## start Supplied data

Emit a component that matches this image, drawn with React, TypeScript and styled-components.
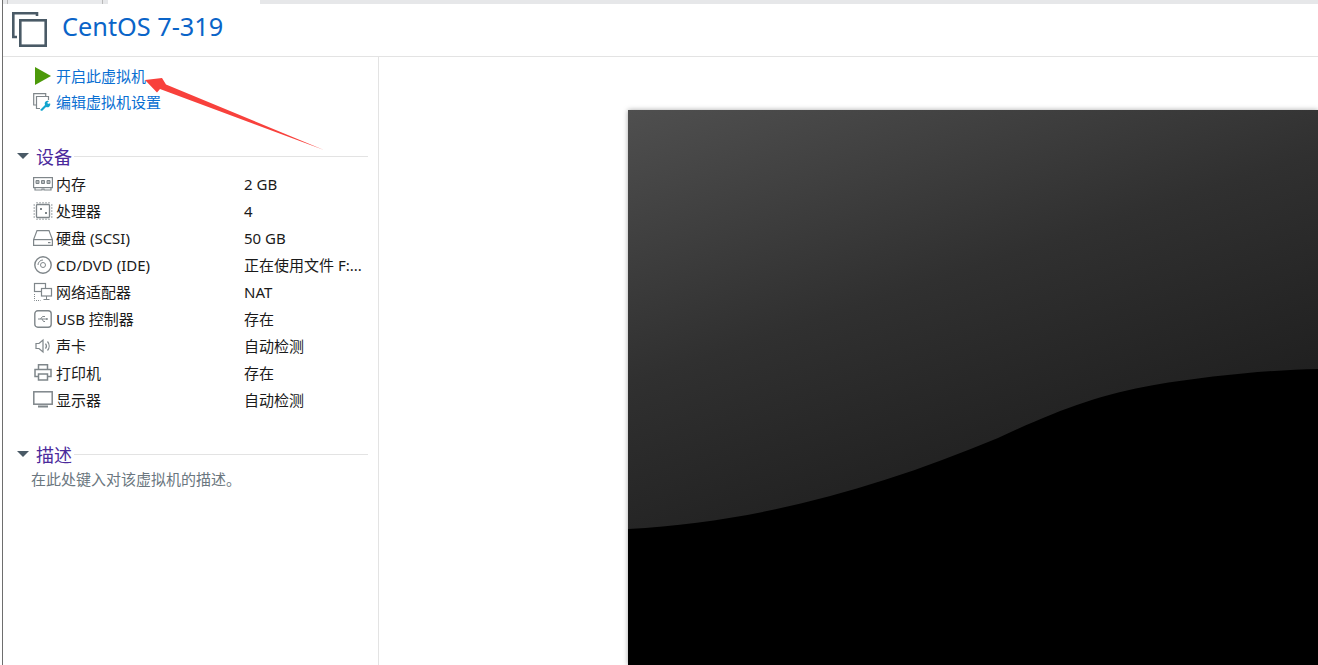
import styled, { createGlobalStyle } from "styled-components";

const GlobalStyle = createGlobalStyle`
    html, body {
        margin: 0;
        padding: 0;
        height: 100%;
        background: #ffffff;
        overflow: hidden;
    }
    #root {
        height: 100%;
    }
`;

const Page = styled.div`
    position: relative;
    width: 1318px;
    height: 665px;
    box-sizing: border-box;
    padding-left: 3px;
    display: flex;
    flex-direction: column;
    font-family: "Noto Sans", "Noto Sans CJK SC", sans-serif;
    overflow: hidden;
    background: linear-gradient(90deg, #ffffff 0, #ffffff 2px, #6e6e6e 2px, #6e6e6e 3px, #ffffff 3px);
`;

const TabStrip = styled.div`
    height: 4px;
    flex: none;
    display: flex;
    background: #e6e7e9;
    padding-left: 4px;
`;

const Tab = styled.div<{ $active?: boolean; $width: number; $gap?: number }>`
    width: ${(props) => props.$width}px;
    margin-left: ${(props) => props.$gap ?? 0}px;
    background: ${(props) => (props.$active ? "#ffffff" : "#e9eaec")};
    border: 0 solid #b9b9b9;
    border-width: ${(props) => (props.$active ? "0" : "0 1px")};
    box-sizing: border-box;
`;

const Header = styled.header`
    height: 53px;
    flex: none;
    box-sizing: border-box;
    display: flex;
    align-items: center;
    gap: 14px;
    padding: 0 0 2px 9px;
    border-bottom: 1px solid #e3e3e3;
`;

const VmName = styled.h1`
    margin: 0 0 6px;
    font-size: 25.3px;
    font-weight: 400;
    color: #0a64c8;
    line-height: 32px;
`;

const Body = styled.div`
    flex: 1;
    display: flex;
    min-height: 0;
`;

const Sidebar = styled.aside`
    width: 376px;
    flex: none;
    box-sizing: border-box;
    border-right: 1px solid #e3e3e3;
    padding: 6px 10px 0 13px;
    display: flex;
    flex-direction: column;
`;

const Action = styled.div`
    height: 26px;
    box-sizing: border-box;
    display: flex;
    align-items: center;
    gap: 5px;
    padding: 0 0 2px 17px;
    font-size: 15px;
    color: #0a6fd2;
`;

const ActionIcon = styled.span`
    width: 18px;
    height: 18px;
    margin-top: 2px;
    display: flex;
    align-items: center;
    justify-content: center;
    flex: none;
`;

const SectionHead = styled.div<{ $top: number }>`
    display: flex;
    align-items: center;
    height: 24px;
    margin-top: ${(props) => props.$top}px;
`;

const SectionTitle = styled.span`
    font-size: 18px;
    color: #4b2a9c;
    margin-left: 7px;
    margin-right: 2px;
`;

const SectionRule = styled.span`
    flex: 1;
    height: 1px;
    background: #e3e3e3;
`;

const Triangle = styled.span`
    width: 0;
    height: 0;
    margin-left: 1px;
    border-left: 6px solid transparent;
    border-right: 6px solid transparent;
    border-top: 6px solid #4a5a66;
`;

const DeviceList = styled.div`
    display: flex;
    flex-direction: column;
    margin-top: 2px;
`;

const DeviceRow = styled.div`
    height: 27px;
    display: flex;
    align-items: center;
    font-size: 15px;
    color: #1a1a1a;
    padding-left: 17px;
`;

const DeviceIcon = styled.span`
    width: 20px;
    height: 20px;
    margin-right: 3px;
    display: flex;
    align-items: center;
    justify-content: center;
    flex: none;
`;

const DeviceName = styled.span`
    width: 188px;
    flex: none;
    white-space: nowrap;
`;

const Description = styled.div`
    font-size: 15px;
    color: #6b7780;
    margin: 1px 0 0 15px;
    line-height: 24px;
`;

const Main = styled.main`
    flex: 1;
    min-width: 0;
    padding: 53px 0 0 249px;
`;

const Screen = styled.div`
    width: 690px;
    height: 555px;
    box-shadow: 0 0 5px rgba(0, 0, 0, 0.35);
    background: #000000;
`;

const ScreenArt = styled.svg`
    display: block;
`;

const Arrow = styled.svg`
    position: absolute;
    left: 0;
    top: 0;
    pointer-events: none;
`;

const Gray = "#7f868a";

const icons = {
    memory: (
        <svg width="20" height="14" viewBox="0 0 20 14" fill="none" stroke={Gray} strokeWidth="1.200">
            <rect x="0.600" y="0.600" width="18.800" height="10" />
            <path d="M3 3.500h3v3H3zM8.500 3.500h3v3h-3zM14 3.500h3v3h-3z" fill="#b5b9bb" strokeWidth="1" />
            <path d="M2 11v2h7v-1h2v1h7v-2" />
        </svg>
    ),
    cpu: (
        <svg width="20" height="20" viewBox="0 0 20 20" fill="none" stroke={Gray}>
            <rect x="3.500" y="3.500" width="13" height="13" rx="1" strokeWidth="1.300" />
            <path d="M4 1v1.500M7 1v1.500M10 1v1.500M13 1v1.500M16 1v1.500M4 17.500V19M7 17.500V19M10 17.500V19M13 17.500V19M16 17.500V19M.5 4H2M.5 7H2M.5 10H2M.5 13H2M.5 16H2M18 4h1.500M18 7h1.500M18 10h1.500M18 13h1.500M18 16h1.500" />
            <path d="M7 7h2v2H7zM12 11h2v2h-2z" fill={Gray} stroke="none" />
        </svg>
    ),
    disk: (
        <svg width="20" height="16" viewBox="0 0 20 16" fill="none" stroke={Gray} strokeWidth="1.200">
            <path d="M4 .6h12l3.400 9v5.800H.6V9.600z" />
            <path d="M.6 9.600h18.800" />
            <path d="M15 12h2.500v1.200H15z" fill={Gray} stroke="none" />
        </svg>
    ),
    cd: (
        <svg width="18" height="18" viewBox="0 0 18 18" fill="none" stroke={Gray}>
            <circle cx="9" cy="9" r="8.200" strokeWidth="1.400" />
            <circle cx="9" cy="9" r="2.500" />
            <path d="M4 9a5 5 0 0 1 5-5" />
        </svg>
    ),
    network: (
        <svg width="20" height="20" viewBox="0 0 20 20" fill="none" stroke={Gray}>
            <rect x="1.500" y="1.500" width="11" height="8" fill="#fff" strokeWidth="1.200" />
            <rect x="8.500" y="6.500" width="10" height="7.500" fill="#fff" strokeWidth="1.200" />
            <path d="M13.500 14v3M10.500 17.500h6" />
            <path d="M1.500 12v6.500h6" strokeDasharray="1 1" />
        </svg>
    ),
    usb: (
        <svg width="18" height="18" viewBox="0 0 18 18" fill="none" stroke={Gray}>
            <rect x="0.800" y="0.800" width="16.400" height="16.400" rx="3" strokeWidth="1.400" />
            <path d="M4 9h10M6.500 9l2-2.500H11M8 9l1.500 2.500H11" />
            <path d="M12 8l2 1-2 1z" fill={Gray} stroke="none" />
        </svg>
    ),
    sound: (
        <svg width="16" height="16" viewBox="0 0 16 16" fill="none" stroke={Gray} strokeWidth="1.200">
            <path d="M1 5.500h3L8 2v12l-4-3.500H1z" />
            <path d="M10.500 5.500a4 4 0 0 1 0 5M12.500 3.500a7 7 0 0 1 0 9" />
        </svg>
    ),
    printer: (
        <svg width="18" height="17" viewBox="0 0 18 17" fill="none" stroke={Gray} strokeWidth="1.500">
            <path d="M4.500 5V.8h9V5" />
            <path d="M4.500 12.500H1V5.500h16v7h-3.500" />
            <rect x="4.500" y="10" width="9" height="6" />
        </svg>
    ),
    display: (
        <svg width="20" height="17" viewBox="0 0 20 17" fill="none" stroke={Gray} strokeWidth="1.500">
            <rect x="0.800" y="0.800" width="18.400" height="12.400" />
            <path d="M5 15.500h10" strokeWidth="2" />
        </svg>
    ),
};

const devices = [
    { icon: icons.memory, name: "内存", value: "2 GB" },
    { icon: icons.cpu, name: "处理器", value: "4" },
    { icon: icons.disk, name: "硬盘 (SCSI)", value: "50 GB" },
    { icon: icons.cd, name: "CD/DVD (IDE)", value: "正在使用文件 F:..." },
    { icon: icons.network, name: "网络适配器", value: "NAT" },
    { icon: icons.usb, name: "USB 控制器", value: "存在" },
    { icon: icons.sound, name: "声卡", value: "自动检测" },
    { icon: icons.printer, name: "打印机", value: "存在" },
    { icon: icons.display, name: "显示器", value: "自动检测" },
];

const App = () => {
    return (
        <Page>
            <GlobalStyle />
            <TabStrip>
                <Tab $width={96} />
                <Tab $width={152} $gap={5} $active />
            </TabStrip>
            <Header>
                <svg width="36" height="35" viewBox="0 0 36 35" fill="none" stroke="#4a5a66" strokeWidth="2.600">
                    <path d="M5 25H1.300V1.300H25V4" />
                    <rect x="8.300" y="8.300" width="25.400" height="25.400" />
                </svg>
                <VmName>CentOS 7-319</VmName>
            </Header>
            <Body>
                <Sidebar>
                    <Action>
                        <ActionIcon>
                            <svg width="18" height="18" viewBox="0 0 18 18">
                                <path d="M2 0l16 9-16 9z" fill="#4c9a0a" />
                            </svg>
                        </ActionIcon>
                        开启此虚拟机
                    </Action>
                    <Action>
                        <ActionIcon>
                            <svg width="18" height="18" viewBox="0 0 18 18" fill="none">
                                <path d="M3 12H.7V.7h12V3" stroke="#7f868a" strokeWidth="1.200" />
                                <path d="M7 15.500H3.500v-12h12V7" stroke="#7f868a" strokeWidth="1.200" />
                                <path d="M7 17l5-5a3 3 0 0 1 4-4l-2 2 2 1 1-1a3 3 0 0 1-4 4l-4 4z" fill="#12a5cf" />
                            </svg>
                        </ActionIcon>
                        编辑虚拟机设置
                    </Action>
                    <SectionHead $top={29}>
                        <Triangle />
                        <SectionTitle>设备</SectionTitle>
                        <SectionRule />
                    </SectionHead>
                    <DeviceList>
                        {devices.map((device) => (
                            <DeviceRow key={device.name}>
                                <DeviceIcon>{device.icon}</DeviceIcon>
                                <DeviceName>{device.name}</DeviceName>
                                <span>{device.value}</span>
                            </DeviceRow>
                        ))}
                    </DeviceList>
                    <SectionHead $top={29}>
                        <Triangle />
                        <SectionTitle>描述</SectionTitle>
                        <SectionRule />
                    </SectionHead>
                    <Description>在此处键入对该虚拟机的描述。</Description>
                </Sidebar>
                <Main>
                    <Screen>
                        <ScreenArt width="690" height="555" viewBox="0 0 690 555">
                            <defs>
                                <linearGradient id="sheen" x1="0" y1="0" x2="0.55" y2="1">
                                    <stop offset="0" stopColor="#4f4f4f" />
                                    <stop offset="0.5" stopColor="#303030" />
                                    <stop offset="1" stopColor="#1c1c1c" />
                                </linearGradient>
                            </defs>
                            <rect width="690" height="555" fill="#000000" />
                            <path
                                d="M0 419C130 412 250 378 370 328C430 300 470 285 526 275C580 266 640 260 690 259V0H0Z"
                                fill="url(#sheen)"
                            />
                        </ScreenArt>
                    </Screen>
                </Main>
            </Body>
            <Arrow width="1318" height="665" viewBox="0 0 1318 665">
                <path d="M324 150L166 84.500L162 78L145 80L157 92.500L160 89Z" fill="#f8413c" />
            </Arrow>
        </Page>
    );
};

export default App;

## end Supplied data

Copy out every line with the word "components".

Emit a component that matches this image, drawn with React, TypeScript and styled-components.
import styled, { createGlobalStyle } from "styled-components";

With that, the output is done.